When Henry sold the suppressed abbey in 1541, the buyer was Sir Richard Grenville the Elder, soldier-poet and Sewer of the Chamber to Henry VIII, and the last English Earl Marshal of Calais. He and his son Sir Roger Grenville began converting the abbey nave into a residence, renaming it Buckland Greynvile. Sir Roger died young in 1545, drowned when the Mary Rose heeled over in a sudden squall during a battle with the French fleet off Portsmouth. He left a three-year-old son, also named Richard, who would grow up to complete the conversion in 1575-76 and to become one of Elizabeth I's most famous and most stubborn sea captains. This younger Richard Grenville was the one who, in 1591, fought his single ship the Revenge against fifty-three Spanish vessels off the Azores until he was mortally wounded and his ship captured. He had sold Buckland a decade earlier, in 1581, to Drake's intermediaries. Whether he ever knew where his old home had gone is uncertain. The story of the deception is, however, recorded.

Drake's Drum and the Lady

Sir Francis Drake lived at Buckland from 1581 until his death in 1596, returning from his circumnavigation of the world, his raids on Spanish ports, and finally his fatal expedition to the West Indies where he died of dysentery and was buried at sea in a lead coffin. His descendants held the abbey until the early twentieth century; in 1946 Captain Arthur Rodd purchased the house and estate and promptly gifted the property to the National Trust in 1947. A restoration between 1948 and 1951, largely funded by the Pilgrim Trust, prepared the house for public opening in 1951. The collection includes Drake's Drum, a tambour the admiral supposedly carried with him on his voyages and which by Devon legend will sound itself in time of national peril. The National Trust Costume Group at Buckland now creates authentic Elizabethan costumes using period methods, including a complete Sir Francis Drake costume based on the famous c. 1580 portrait in the National Portrait Gallery.

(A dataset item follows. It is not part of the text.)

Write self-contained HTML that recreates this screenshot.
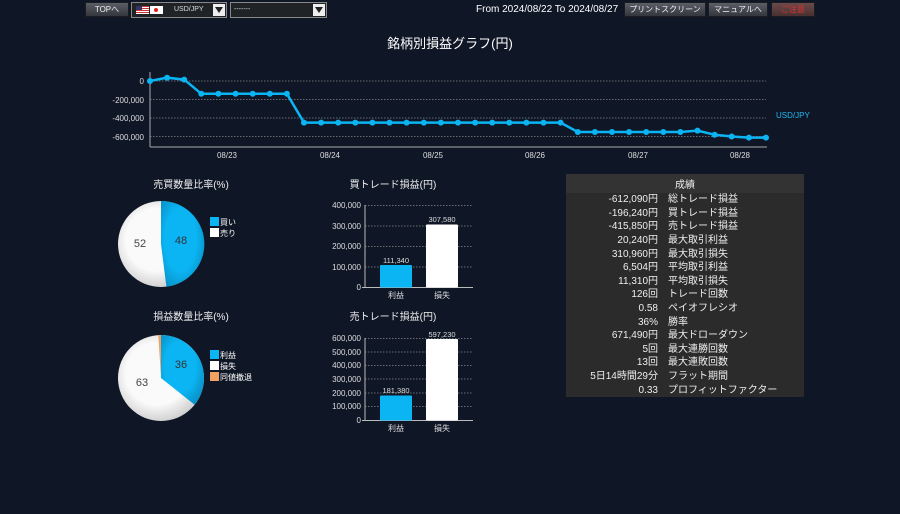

The Rembrandt That Almost Wasn't

In March 2013, the Rembrandt expert Ernst van de Wetering re-examined a small portrait at Buckland that had hung there for years, attributed only as a self-portrait by a follower of Rembrandt. Van de Wetering thought it was the real thing. The painting went to the Hamilton Kerr Institute in Cambridge for eight months of careful technical analysis. In June 2014 the authentication was confirmed: this was a genuine Rembrandt self-portrait from 1635, the artist at twenty-nine wearing the white-plumed bonnet that appears in several of his early works. The estimated value jumped from a few thousand pounds to £30 million. It still hangs at Buckland Abbey, in the converted nave where the Cistercians once sang their offices, where the Grenvilles raised their sons, and where Drake kept his drum. The house has worn many lives. The Rembrandt is just the latest of its surprises.

From the Air

Buckland Abbey sits at 50.48 N, 4.13 W, just west of Yelverton on the western edge of Dartmoor, about 9 miles north of Plymouth. From the air the abbey's medieval Great Barn and tower are visible amid wooded grounds on the upper Tavy valley. Dartmoor's high ground rises sharply to the east. Plymouth City Airport (EGHD) closed in 2011; nearest active fields are Exeter (EGTE) about 30 nm northeast and Newquay Cornwall (EGHQ) 42 nm west. Best low-level viewing is 1,500 to 2,500 feet AGL with morning sun lighting the abbey grounds and the Tavy valley below.